Did not Mahinda Rajapakse try to go to the UN on behalf of the people disappearing in the south during the GoSL of late eighties’ war on terror??
Was not Mahinda Rajapakse called a traitor by (great patriot of the day)Dep.Defence Minister Ranjan Wijeratne for going to the UN? And are these not the same statements and accusations coming out of the present GoSL???

you say: “a well-placed new generation of Tamil secessionists have been born overseas and have come of age, and though the war is decisively won, the protracted struggle with Tamil Tiger separatism on a world scale is hardly over.”

My comment: Dr. Jayatileke, forget about the world, first look at the secessionists that are being created in SL! Already by concentrating close to 300,000 people in internment camps and treating them the way the present GoSL is doing, is creating hatred toward the GoSL. People in the camps said that the Army rescued them from the LTTE, all this good will be lost if the people are going to be increasingly kept forcibly in these camps. So much for freedom of movement enshrined in the constitution.

In the end, I guess hypocrisy is a virtue and politics does make strange bedfellows.

thank you,
myil selvan

Berty said,

June 28, 2009 @ 2:50 am

I think, Sri Lankan voters need a hugh Paradigm shift. Because, the Only SOLUTION that both the Govt. and the opposition talk about is the 13TH AMENDMENT which will not work for any sri lankan but will WORK FOR INDIA.

Unfortunately, JVP will not be able to do that because, JVP is pre-occupied with petty politics of WORK PLACE STRIKES and Student rebellions. If JVP does not change because the Leadership is not capable of handling change, then another party has to accept it.

Dr. Dayan Jayathilake writes good articles. But, I suppose, as his knowledge is from political Science area, he is not thinking along other directions.

Just think about every other country in the world. Is there any other, just one, country that is without any political enemies. when there is a challenge and when there is an enemy you always you always WORK CAREFUL. So, Sri Lanka is blessed. WE have Tamil diaspora to work against us. AS long as they are not violent we can take the challenge.

Therefore, There are other directions that Sri Lanka can think of.

Many people talk about multi – everything countries. Except India, which one is the other Country that Multi – everything is thriving. I mean except in India all other developed countries that we take as examples has one religion which is domonating and has one culture which is dominating. That culture, language and the religion is silently carving into all other cultures and religions.

Don’t talk about languages.

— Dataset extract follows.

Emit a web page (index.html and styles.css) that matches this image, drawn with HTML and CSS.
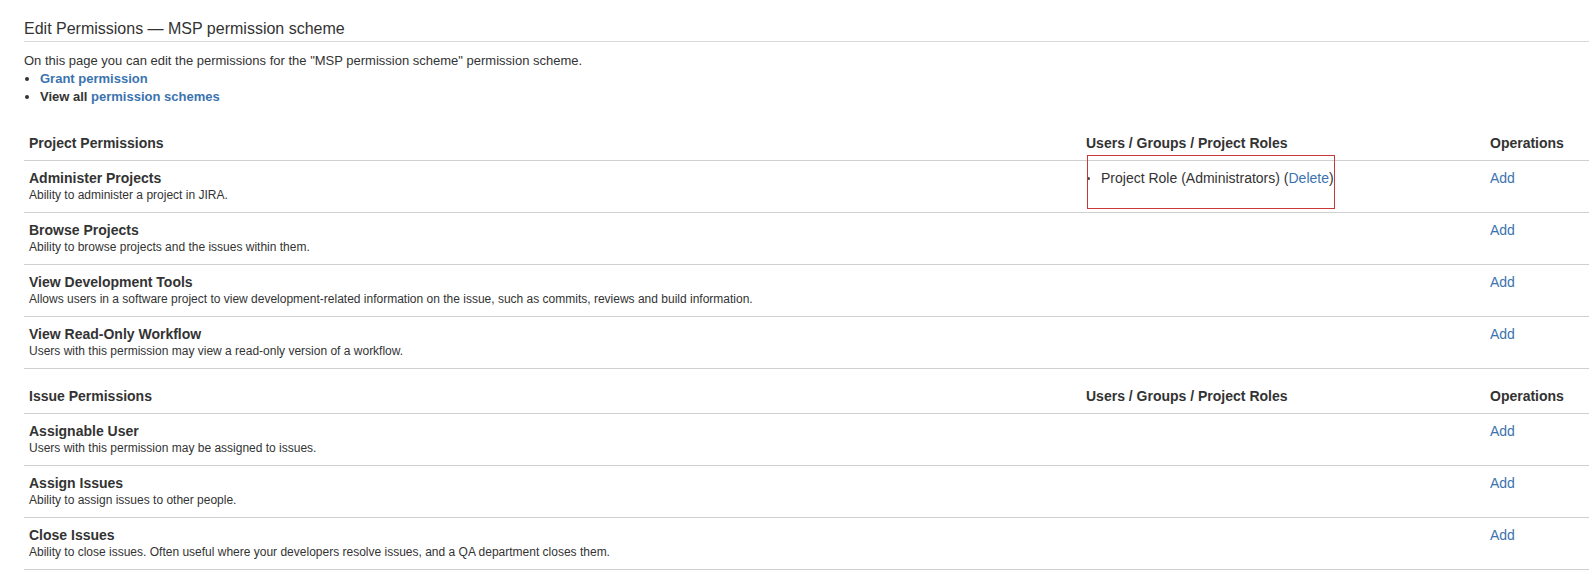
FILE: index.html
```html
<!DOCTYPE html>
<html lang="en">
<head>
  <meta charset="UTF-8">
  <title>Edit Permissions — MSP permission scheme</title>
  <link rel="stylesheet" href="styles.css">
</head>
<body>

<div class="page">
  <h2 class="page-title">Edit Permissions — MSP permission scheme</h2>

  <p class="intro">On this page you can edit the permissions for the "MSP permission scheme" permission scheme.</p>
  <ul class="actions">
    <li><a href="#">Grant permission</a></li>
    <li>View all <a href="#">permission schemes</a></li>
  </ul>

  <table class="perms">
    <colgroup>
      <col class="col-name">
      <col class="col-users">
      <col class="col-ops">
    </colgroup>

    <!-- Project permissions -->
    <tr>
      <th>Project Permissions</th>
      <th>Users / Groups / Project Roles</th>
      <th>Operations</th>
    </tr>
    <tr>
      <td>
        <div class="perm-name">Administer Projects</div>
        <div class="perm-desc">Ability to administer a project in JIRA.</div>
      </td>
      <td class="users">
        <ul class="holders">
          <li>Project Role (Administrators) (<a href="#">Delete</a>)</li>
        </ul>
        <div class="highlight"></div>
      </td>
      <td><a href="#">Add</a></td>
    </tr>
    <tr>
      <td>
        <div class="perm-name">Browse Projects</div>
        <div class="perm-desc">Ability to browse projects and the issues within them.</div>
      </td>
      <td></td>
      <td><a href="#">Add</a></td>
    </tr>
    <tr>
      <td>
        <div class="perm-name">View Development Tools</div>
        <div class="perm-desc">Allows users in a software project to view development-related information on the issue, such as commits, reviews and build information.</div>
      </td>
      <td></td>
      <td><a href="#">Add</a></td>
    </tr>
    <tr>
      <td>
        <div class="perm-name">View Read-Only Workflow</div>
        <div class="perm-desc">Users with this permission may view a read-only version of a workflow.</div>
      </td>
      <td></td>
      <td><a href="#">Add</a></td>
    </tr>

    <!-- Issue permissions -->
    <tr>
      <th>Issue Permissions</th>
      <th>Users / Groups / Project Roles</th>
      <th>Operations</th>
    </tr>
    <tr>
      <td>
        <div class="perm-name">Assignable User</div>
        <div class="perm-desc">Users with this permission may be assigned to issues.</div>
      </td>
      <td></td>
      <td><a href="#">Add</a></td>
    </tr>
    <tr>
      <td>
        <div class="perm-name">Assign Issues</div>
        <div class="perm-desc">Ability to assign issues to other people.</div>
      </td>
      <td></td>
      <td><a href="#">Add</a></td>
    </tr>
    <tr>
      <td>
        <div class="perm-name">Close Issues</div>
        <div class="perm-desc">Ability to close issues. Often useful where your developers resolve issues, and a QA department closes them.</div>
      </td>
      <td></td>
      <td><a href="#">Add</a></td>
    </tr>
  </table>
</div>

</body>
</html>
```

FILE: styles.css
```css
body {
  margin: 0;
  font-family: 'Liberation Sans', Arial, sans-serif;
  color: #333;
  background: #fff;
}
a {
  color: #3b73af;
  text-decoration: none;
}
.page {
  padding: 19px 0 0 24px;
}
.page-title {
  margin: 0;
  font-size: 16px;
  font-weight: normal;
  line-height: 20px;
  padding-bottom: 2px;
  border-bottom: 1px solid #d9d9d9;
}
.intro {
  margin: 10px 0 0;
  font-size: 13px;
  line-height: 18px;
}
.actions {
  margin: 0;
  padding-left: 16px;
  font-size: 13px;
  line-height: 18px;
  font-weight: bold;
}
.perms {
  width: 100%;
  margin-top: 10px;
  border-collapse: collapse;
  table-layout: fixed;
}
.col-name {
  width: 1057px;
}
.col-users {
  width: 404px;
}
.col-ops {
  width: 104px;
}
th {
  text-align: left;
  font-size: 14px;
  line-height: 18px;
  padding: 18px 5px 8px;
  border-bottom: 1px solid #d0d0d0;
}
td {
  vertical-align: top;
  font-size: 14px;
  line-height: 18px;
  padding: 8px 5px 9px;
  border-bottom: 1px solid #d0d0d0;
}
.perm-name {
  font-weight: bold;
}
.perm-desc {
  font-size: 12px;
  line-height: 16px;
}
.users {
  position: relative;
}
.holders {
  list-style: none;
  margin: 0;
  padding: 0;
}
.holders li {
  display: flex;
  align-items: center;
}
.holders li::before {
  content: "";
  width: 3px;
  height: 3px;
  border-radius: 50%;
  background: #444;
  margin: 0 11px 0 1px;
}
.highlight {
  position: absolute;
  left: 6px;
  top: -6px;
  width: 246px;
  height: 52px;
  border: 1px solid #c8373c;
}
```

Language is mostly English, French, Japanese or Chinese.

So, Tamils as well as Sinhala moderates are asking a new country.

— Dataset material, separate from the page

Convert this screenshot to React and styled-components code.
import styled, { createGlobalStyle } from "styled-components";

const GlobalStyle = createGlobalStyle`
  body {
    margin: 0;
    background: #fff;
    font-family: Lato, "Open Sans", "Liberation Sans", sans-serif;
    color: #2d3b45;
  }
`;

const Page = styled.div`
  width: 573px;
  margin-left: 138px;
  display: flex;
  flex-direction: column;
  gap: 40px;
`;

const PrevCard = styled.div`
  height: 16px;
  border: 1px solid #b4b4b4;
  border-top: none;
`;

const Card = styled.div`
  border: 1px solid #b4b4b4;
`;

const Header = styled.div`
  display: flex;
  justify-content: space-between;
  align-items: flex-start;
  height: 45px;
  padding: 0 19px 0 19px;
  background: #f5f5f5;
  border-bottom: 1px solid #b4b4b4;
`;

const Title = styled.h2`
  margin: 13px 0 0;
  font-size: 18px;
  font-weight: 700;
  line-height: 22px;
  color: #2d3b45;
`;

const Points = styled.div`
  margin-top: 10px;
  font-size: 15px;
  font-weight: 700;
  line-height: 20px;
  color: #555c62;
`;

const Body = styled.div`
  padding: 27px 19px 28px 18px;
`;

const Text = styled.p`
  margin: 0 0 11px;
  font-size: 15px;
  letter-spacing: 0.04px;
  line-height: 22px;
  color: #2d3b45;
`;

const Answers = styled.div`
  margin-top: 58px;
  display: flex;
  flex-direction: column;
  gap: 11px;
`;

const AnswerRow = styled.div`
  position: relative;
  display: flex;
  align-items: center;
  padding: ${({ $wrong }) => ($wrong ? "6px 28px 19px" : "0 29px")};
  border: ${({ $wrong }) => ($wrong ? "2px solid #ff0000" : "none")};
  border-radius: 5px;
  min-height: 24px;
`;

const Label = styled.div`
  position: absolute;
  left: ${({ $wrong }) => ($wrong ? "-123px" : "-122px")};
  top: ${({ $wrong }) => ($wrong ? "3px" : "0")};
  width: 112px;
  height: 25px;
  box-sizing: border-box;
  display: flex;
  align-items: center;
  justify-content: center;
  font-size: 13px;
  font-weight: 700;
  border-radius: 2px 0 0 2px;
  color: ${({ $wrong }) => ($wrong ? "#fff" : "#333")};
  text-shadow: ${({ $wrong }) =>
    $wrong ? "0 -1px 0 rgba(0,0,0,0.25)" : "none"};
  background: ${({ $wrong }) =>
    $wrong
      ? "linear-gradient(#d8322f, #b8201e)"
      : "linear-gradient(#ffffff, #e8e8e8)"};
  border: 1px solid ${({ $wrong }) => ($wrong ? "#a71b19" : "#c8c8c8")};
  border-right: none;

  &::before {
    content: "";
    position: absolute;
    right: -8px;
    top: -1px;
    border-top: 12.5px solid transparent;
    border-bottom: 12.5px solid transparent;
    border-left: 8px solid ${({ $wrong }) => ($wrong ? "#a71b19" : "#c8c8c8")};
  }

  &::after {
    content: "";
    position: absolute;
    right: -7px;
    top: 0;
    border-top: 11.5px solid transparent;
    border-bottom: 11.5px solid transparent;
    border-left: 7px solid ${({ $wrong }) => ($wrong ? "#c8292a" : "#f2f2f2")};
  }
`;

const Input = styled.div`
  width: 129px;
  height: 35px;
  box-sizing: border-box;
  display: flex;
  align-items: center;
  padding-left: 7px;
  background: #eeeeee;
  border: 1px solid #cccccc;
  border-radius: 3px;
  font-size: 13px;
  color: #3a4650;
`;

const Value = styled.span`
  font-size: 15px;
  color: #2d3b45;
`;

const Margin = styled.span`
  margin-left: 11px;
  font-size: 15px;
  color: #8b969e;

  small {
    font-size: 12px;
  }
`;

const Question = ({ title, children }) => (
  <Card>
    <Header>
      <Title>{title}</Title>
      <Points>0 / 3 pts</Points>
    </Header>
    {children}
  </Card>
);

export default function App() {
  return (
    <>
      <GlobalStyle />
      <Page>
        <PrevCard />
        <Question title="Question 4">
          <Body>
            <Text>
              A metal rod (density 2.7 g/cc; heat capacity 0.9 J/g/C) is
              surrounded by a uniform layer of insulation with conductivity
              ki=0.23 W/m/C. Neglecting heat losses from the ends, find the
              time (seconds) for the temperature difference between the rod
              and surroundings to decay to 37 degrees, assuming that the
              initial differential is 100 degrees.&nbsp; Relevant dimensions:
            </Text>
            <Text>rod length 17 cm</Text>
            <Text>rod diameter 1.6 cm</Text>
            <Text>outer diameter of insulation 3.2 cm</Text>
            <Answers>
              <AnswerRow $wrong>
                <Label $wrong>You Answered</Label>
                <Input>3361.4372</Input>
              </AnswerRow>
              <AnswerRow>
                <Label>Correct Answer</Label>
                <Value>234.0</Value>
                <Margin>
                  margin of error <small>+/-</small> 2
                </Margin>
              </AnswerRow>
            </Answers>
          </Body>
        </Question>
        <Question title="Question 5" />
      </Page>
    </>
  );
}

Why we can not create the same atmosphere in Sri Lanka too. I mean that one religion, language and the culture is carving into every other religion, Language and culture.

Don’t Tell m, I am chauvanist and that and this. Think logically.

Grim Hope said,

June 28, 2009 @ 3:03 am

@Dayan Jayatilleka

At least, I tries to live by few good morals I have learn at school.

Like Buddha said

“A man is not versed in Dhamma because he speaks much. He who, after hearing a little Dhamma, realizes its truth directly and is not heedless of it, is truly versed in the Dhamma.”

Heshan said,

June 28, 2009 @ 4:55 am

Dayan Jayatillake should remember why the East lost the Cold War. Suppression of civil liberties, failed economic policies, anti-Western hullabaloo, civil disobedience stemming from illegal occupation of foreign territories – Sri Lanka today is caught in a similar quagmire.

chinthana said,

June 30, 2009 @ 11:17 pm

As Dayan rightly said, the war is just beginning! I just dont understand why most of the Sri Lankans seem to be blissfully unaware of the coming colours! We just might end up giving into secession without realising it.